Diversify your portfolio
There are no limits on the number of companies in which you can invest. In this way, you can create your own diversified portfolio of small investments focusing on startups that you feel are good investment opportunities.
The companies are carefully selected by the platform
Before launch, a company has to go through a rigorous due diligence process in order to be accepted by the platform. The platforms aim to select companies that have the highest chance of success for the potential investors spending weeks to months looking at the financials, team, business model, offer specifics and future plans.
High potential returns if the company is successful
Similar to venture capital, investing in private companies with equity crowdfunding can carry greater risk, but it can also bring greater returns if the business is successful and either pays dividends, is acquired or lists on stock exchange.
Funds returned if the minimum funding target is not reached
Every equity crowdfunding campaign sets a minimum and maximum funding amount. This is to ensure the company has enough capital to undertake the growth activities outlined in the offer document. If the minimum amount is not reached, all funds are returned to the investor.
Who can invest:
Equity crowdfunding is open to both retail and sophisticated wholesale investors.
- Retail Investors: individual investor above the age of 18 who are an Australian citizen. Retail investors can invest up to $10,000 per company per year but are free to invest in as many companies as they choose. To invest, Retail Investors simply have to create an account, verify their identity and invest via the offer page.
- Wholesale Investors or Sophisticated Investors: The definition of a Sophisticated or Wholesale Investor is someone who has a gross income of $250,000 or more per annum in each of the previous two years or net assets of at least $2.5 million. Sophisticated or Wholesale Investors are not limited in how much they can invest in any offer. They also aren’t shielded by the same benefits and protections as Retail Investors. Sophisticated and Wholesale investors must present Equitise with a certificate issued by a qualified accountant before investing more than $10,000 in an offer.
How to invest:
Even if you have never invested before, the process is easy and takes only minutes.
- Create an account with Equitise
- Verify your identity online using your choice of identification
- If you’re a wholesale investor, upload your s708 certificate from your accountant
- Head to offer page of your preferred start-up, download the offer document if you need more information and click invest.
Why do companies choose equity crowdfunding?
- Brand awareness and advocates: The equity crowdfunding campaign runs for approximately 3 months, increasing brand awareness for the company through channels such as press, social media and email. At the end of the process, the company has a ‘crowd’ of investors who become brand advocates.
- Opportunity for loyal customers to join the business: Customers are a company’s most important asset and equity crowdfunding allows a business to invite their customers to join them, rewarding them for their loyalty and giving them the opportunity to become further involved.
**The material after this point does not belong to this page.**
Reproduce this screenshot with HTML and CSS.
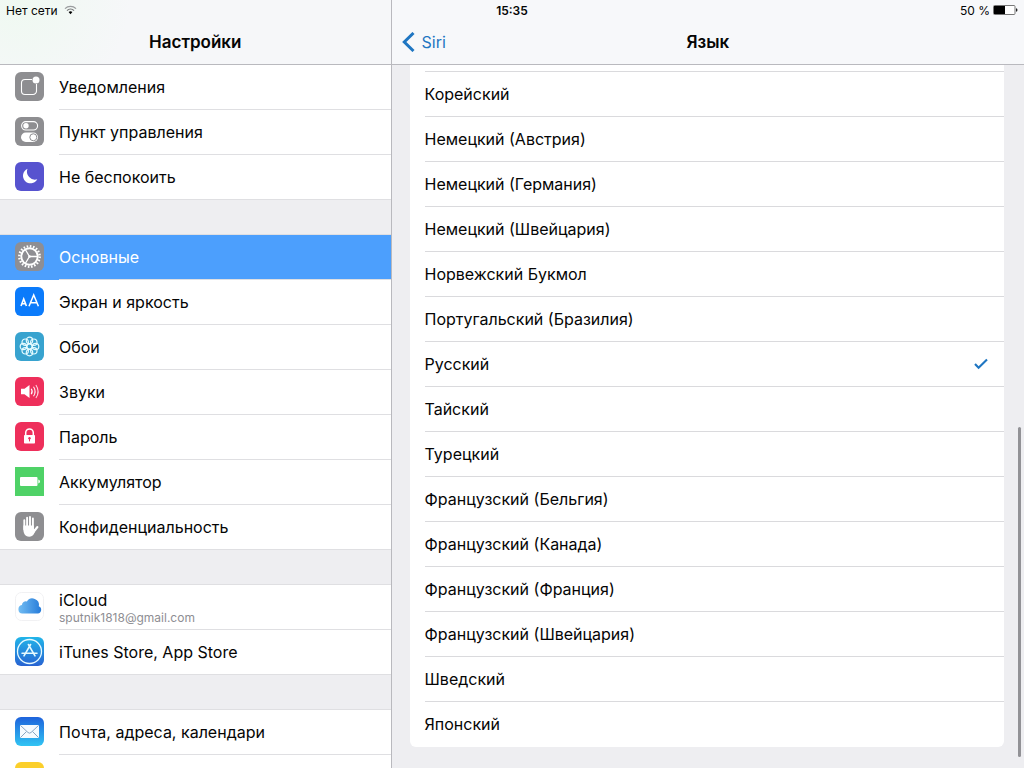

Many founders even use their ‘crowd’ as a sounding board for changes within the business and new initiatives, asking their opinions and inviting feedback.
- Simple and alternative route for fundraising: Conventional fundraising methods, such as venture capital, are often tedious. On the other hand, equity crowdfunding makes the pitching process faster and simpler and allows a start-up to efficiently tell its story. A lack of funding is a common reason early-stage companies fail, equity crowdfunding is therefore giving founders another route to raise the capital they need.
Risks of investing in equity crowdfunding
Like all investing, there is risk involved in equity crowdfunding. As the company is early-stage there is a higher risk it will fail and your investment will be lost. We ask that you therefore only invest in what you can afford to lose which is one reason investment can start from as little as $50. However on the flip side getting in early means there is potential for higher returns.
How will I make a return on my investment?
- Initial Public Offering (IPO): If the business grows to a point where it decides to list on the stock market, an investor will be able to sell their shares on the ASX.
- Mergers & Acquisitions: If another company acquires the company, the existing shareholders might be paid out for their stake at the current share price which might be more than the purchase price.
- Share buyback: If management decides to buy back equity (shares) from its investors at a share price higher than the share price at which the shares were issued (this would require shareholder approval, and a selective buy-back would require a special resolution usually 75% of shareholders in the class affected).
- Dividends: If the company continues to grow, then the board may choose to pay dividends to shareholders.